Stored records:
——————
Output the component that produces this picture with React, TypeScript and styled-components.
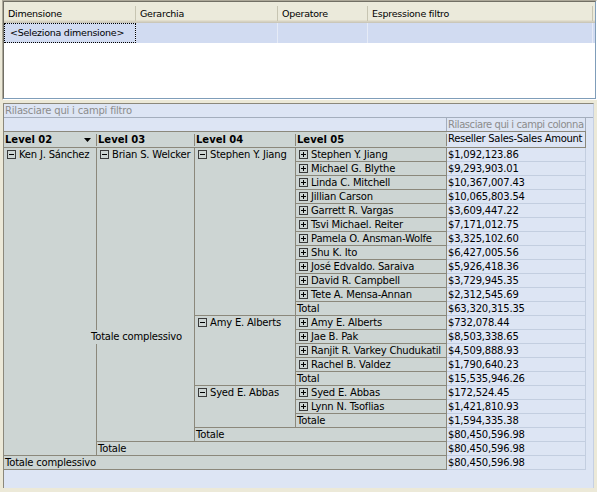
import React from "react";
import styled, { createGlobalStyle, css } from "styled-components";

const GlobalStyle = createGlobalStyle`
  html, body {
    margin: 0;
    padding: 0;
    background: #ece9d8;
  }
  body {
    font-family: "DejaVu Sans", Verdana, sans-serif;
    color: #000;
  }
`;

const line = "#8b887b";
const cellGrey = "#cdd5d3";
const paleBlue = "#dde5f4";
const valueLine = "#c3cee0";
const dropText = "#8c8c8c";

const listColumns = "132px 142px 90px 225px 1fr";
const pivotColumns = "93px 98px 101px 151px 139px";

const Window = styled.div`
  width: 597px;
  height: 492px;
  display: flex;
  flex-direction: column;
  background: #ece9d8;
  overflow: hidden;
`;

/* ---------- filter list ---------- */

const FilterList = styled.div`
  flex: none;
  width: 595px;
  height: 100px;
  margin-left: 2px;
  box-sizing: border-box;
  border: 1px solid;
  border-color: #aca899 #ffffff #ffffff #aca899;
`;

const ListBody = styled.div`
  height: 100%;
  box-sizing: border-box;
  border: 1px solid;
  border-color: #716f64 #7f9db9 #7f9db9 #716f64;
  background: #fff;
  font-size: 9.5px;
  letter-spacing: -0.25px;
`;

const ListHeader = styled.div`
  display: grid;
  grid-template-columns: ${listColumns};
  height: 21px;
  box-sizing: border-box;
  background: #ebeadb;
  border-bottom: 1px solid #cbc7b8;
  box-shadow: inset 0 -1px #d6d2c2, inset 0 -2px #e2decd;
`;

const ListHeaderCell = styled.div`
  position: relative;
  padding: 5px 0 0 4px;
  line-height: 14px;
  white-space: nowrap;
  overflow: hidden;

  &::after {
    content: "";
    position: absolute;
    right: 0;
    top: 4px;
    bottom: 1px;
    width: 1px;
    background: #c7c5b2;
  }
`;

const ListRow = styled.div<{ $selected?: boolean }>`
  display: grid;
  grid-template-columns: ${listColumns};
  height: 20px;
  background: ${(p) => (p.$selected ? "#d1dbf1" : "transparent")};
`;

const ListCell = styled.div<{ $focused?: boolean }>`
  padding-left: 6px;
  line-height: 20px;
  white-space: nowrap;
  border-right: 1px solid #e6ebf6;

  ${(p) =>
    p.$focused &&
    css`
      outline: 1px dotted #000;
      outline-offset: -1px;
    `}
`;

/* ---------- pivot ---------- */

const Pivot = styled.div`
  flex: 1;
  width: 591px;
  margin: 3px 0 4px 3px;
  box-sizing: border-box;
  border-top: 1px solid ${line};
  border-left: 1px solid ${line};
  border-right: 1px solid #c6d0e2;
  background: ${paleBlue};
  font-size: 10px;
  letter-spacing: -0.2px;
`;

const FilterDrop = styled.div`
  height: 14px;
  box-sizing: border-box;
  padding-left: 1px;
  border-bottom: 1px solid #a4aebd;
  line-height: 13px;
  color: ${dropText};
`;

const ColumnDropRow = styled.div`
  display: grid;
  grid-template-columns: ${pivotColumns};
  height: 13px;
`;

const ColumnDrop = styled.div`
  grid-column: 5;
  margin-left: -1px;
  padding-left: 1px;
  border-left: 1px solid #a4aebd;
  border-right: 1px solid #a4aebd;
  line-height: 13px;
  letter-spacing: -0.45px;
  color: ${dropText};
  white-space: nowrap;
  overflow: hidden;
`;

const PivotGrid = styled.div`
  position: relative;
  display: grid;
  grid-template-columns: ${pivotColumns};
  grid-template-rows: 17px;
  grid-auto-rows: 14px;
`;

const LevelHead = styled.div`
  grid-row: 1;
  position: relative;
  display: flex;
  align-items: flex-start;
  justify-content: space-between;
  padding: 0 6px 0 1px;
  border-top: 1px solid ${line};
  border-bottom: 1px solid ${line};
  background: ${cellGrey};
  font-size: 10px;
  font-weight: bold;
  letter-spacing: 0;
  line-height: 15px;

  &::after {
    content: "";
    position: absolute;
    right: 0;
    top: 2px;
    bottom: 1px;
    width: 1px;
    background: ${line};
  }
`;

const SortArrow = styled.svg`
  flex: none;
  margin-top: 6px;
`;

const MeasureHead = styled.div`
  grid-row: 1;
  grid-column: 5;
  margin-left: -1px;
  padding-left: 1px;
  border: 1px solid ${line};
  background: ${paleBlue};
  line-height: 13px;
  letter-spacing: -0.3px;
  white-space: nowrap;
  overflow: hidden;
`;

const MemberCell = styled.div<{
  $row: number;
  $col: number;
  $rows: number;
  $cols: number;
  $total: boolean;
}>`
  grid-row: ${(p) => p.$row} / span ${(p) => p.$rows};
  grid-column: ${(p) => p.$col} / span ${(p) => p.$cols};
  display: flex;
  align-items: flex-start;
  gap: 3px;
  padding-left: ${(p) => (p.$total ? 1 : 3)}px;
  border-right: 1px solid ${line};
  border-bottom: 1px solid ${line};
  background: ${cellGrey};
  line-height: 13px;
  white-space: nowrap;
  overflow: hidden;
`;

const ValueCell = styled.div<{ $row: number }>`
  grid-row: ${(p) => p.$row};
  grid-column: 5;
  padding-left: 1px;
  border-right: 1px solid ${valueLine};
  border-bottom: 1px solid ${valueLine};
  line-height: 13px;
  white-space: nowrap;
`;

const FloatingTotal = styled.div`
  position: absolute;
  left: 87px;
  top: 199px;
  line-height: 14px;
  background: ${cellGrey};
  white-space: nowrap;
`;

const ToggleIcon = styled.svg`
  flex: none;
  margin-top: 2px;
`;

function Toggle({ open }: { open: boolean }) {
  return (
    <ToggleIcon width="9" height="9" viewBox="0 0 9 9">
      <rect x="0.5" y="0.5" width="8" height="8" fill="none" stroke="#3a3a3a" />
      <path d="M2 4.5h5" stroke="#000" />
      {!open && <path d="M4.5 2v5" stroke="#000" />}
    </ToggleIcon>
  );
}

type Member = {
  text: string;
  row: number;
  col: number;
  rows?: number;
  cols?: number;
  toggle?: "open" | "closed";
};

const level05 = [
  "Stephen Y. Jiang",
  "Michael G. Blythe",
  "Linda C. Mitchell",
  "Jillian Carson",
  "Garrett R. Vargas",
  "Tsvi Michael. Reiter",
  "Pamela O. Ansman-Wolfe",
  "Shu K. Ito",
  "José Edvaldo. Saraiva",
  "David R. Campbell",
  "Tete A. Mensa-Annan",
  "",
  "Amy E. Alberts",
  "Jae B. Pak",
  "Ranjit R. Varkey Chudukatil",
  "Rachel B. Valdez",
  "",
  "Syed E. Abbas",
  "Lynn N. Tsoflias",
  "",
];

const totalsAt: Record<number, string> = { 13: "Total", 18: "Total", 21: "Totale" };

const members: Member[] = [
  { text: "Ken J. Sánchez", row: 2, col: 1, rows: 22, toggle: "open" },
  { text: "Totale complessivo", row: 24, col: 1, cols: 4 },
  { text: "Brian S. Welcker", row: 2, col: 2, rows: 21, toggle: "open" },
  { text: "Totale", row: 23, col: 2, cols: 3 },
  { text: "Stephen Y. Jiang", row: 2, col: 3, rows: 12, toggle: "open" },
  { text: "Amy E. Alberts", row: 14, col: 3, rows: 5, toggle: "open" },
  { text: "Syed E. Abbas", row: 19, col: 3, rows: 3, toggle: "open" },
  { text: "Totale", row: 22, col: 3, cols: 2 },
  ...level05.map((name, i) => {
    const row = i + 2;
    return name
      ? { text: name, row, col: 4, toggle: "closed" as const }
      : { text: totalsAt[row], row, col: 4 };
  }),
];

const values = [
  "$1,092,123.86",
  "$9,293,903.01",
  "$10,367,007.43",
  "$10,065,803.54",
  "$3,609,447.22",
  "$7,171,012.75",
  "$3,325,102.60",
  "$6,427,005.56",
  "$5,926,418.36",
  "$3,729,945.35",
  "$2,312,545.69",
  "$63,320,315.35",
  "$732,078.44",
  "$8,503,338.65",
  "$4,509,888.93",
  "$1,790,640.23",
  "$15,535,946.26",
  "$172,524.45",
  "$1,421,810.93",
  "$1,594,335.38",
  "$80,450,596.98",
  "$80,450,596.98",
  "$80,450,596.98",
];

const listColumnsTitles = ["Dimensione", "Gerarchia", "Operatore", "Espressione filtro"];

export default function App() {
  return (
    <>
      <GlobalStyle />
      <Window>
        <FilterList>
          <ListBody>
            <ListHeader>
              {listColumnsTitles.map((t) => (
                <ListHeaderCell key={t}>{t}</ListHeaderCell>
              ))}
            </ListHeader>
            <ListRow $selected>
              <ListCell $focused>&lt;Seleziona dimensione&gt;</ListCell>
              <ListCell />
              <ListCell />
              <ListCell />
            </ListRow>
          </ListBody>
        </FilterList>

        <Pivot>
          <FilterDrop>Rilasciare qui i campi filtro</FilterDrop>
          <ColumnDropRow>
            <ColumnDrop>Rilasciare qui i campi colonna</ColumnDrop>
          </ColumnDropRow>
          <PivotGrid>
            <LevelHead>
              <span>Level 02</span>
              <SortArrow width="7" height="4" viewBox="0 0 7 4">
                <path d="M0 0h7L3.5 4z" fill="#000" />
              </SortArrow>
            </LevelHead>
            <LevelHead>Level 03</LevelHead>
            <LevelHead>Level 04</LevelHead>
            <LevelHead>Level 05</LevelHead>
            <MeasureHead>Reseller Sales-Sales Amount</MeasureHead>

            {members.map((m) => (
              <MemberCell
                key={`${m.row}-${m.col}`}
                $row={m.row}
                $col={m.col}
                $rows={m.rows ?? 1}
                $cols={m.cols ?? 1}
                $total={!m.toggle}
              >
                {m.toggle && <Toggle open={m.toggle === "open"} />}
                <span>{m.text}</span>
              </MemberCell>
            ))}

            {values.map((v, i) => (
              <ValueCell key={i} $row={i + 2}>
                {v}
              </ValueCell>
            ))}

            <FloatingTotal>Totale complessivo</FloatingTotal>
          </PivotGrid>
        </Pivot>
      </Window>
    </>
  );
}
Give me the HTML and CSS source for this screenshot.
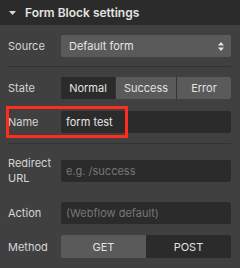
——————
To do:
Start at the top of the entries and repeat each line exactly, ending at the line that contains "border-right: 1px solid #e6ebf6;". Pictures are not part of the copy.

Response:
Output the component that produces this picture with React, TypeScript and styled-components.
import React from "react";
import styled, { createGlobalStyle, css } from "styled-components";

const GlobalStyle = createGlobalStyle`
  html, body {
    margin: 0;
    padding: 0;
    background: #ece9d8;
  }
  body {
    font-family: "DejaVu Sans", Verdana, sans-serif;
    color: #000;
  }
`;

const line = "#8b887b";
const cellGrey = "#cdd5d3";
const paleBlue = "#dde5f4";
const valueLine = "#c3cee0";
const dropText = "#8c8c8c";

const listColumns = "132px 142px 90px 225px 1fr";
const pivotColumns = "93px 98px 101px 151px 139px";

const Window = styled.div`
  width: 597px;
  height: 492px;
  display: flex;
  flex-direction: column;
  background: #ece9d8;
  overflow: hidden;
`;

/* ---------- filter list ---------- */

const FilterList = styled.div`
  flex: none;
  width: 595px;
  height: 100px;
  margin-left: 2px;
  box-sizing: border-box;
  border: 1px solid;
  border-color: #aca899 #ffffff #ffffff #aca899;
`;

const ListBody = styled.div`
  height: 100%;
  box-sizing: border-box;
  border: 1px solid;
  border-color: #716f64 #7f9db9 #7f9db9 #716f64;
  background: #fff;
  font-size: 9.5px;
  letter-spacing: -0.25px;
`;

const ListHeader = styled.div`
  display: grid;
  grid-template-columns: ${listColumns};
  height: 21px;
  box-sizing: border-box;
  background: #ebeadb;
  border-bottom: 1px solid #cbc7b8;
  box-shadow: inset 0 -1px #d6d2c2, inset 0 -2px #e2decd;
`;

const ListHeaderCell = styled.div`
  position: relative;
  padding: 5px 0 0 4px;
  line-height: 14px;
  white-space: nowrap;
  overflow: hidden;

  &::after {
    content: "";
    position: absolute;
    right: 0;
    top: 4px;
    bottom: 1px;
    width: 1px;
    background: #c7c5b2;
  }
`;

const ListRow = styled.div<{ $selected?: boolean }>`
  display: grid;
  grid-template-columns: ${listColumns};
  height: 20px;
  background: ${(p) => (p.$selected ? "#d1dbf1" : "transparent")};
`;

const ListCell = styled.div<{ $focused?: boolean }>`
  padding-left: 6px;
  line-height: 20px;
  white-space: nowrap;
  border-right: 1px solid #e6ebf6;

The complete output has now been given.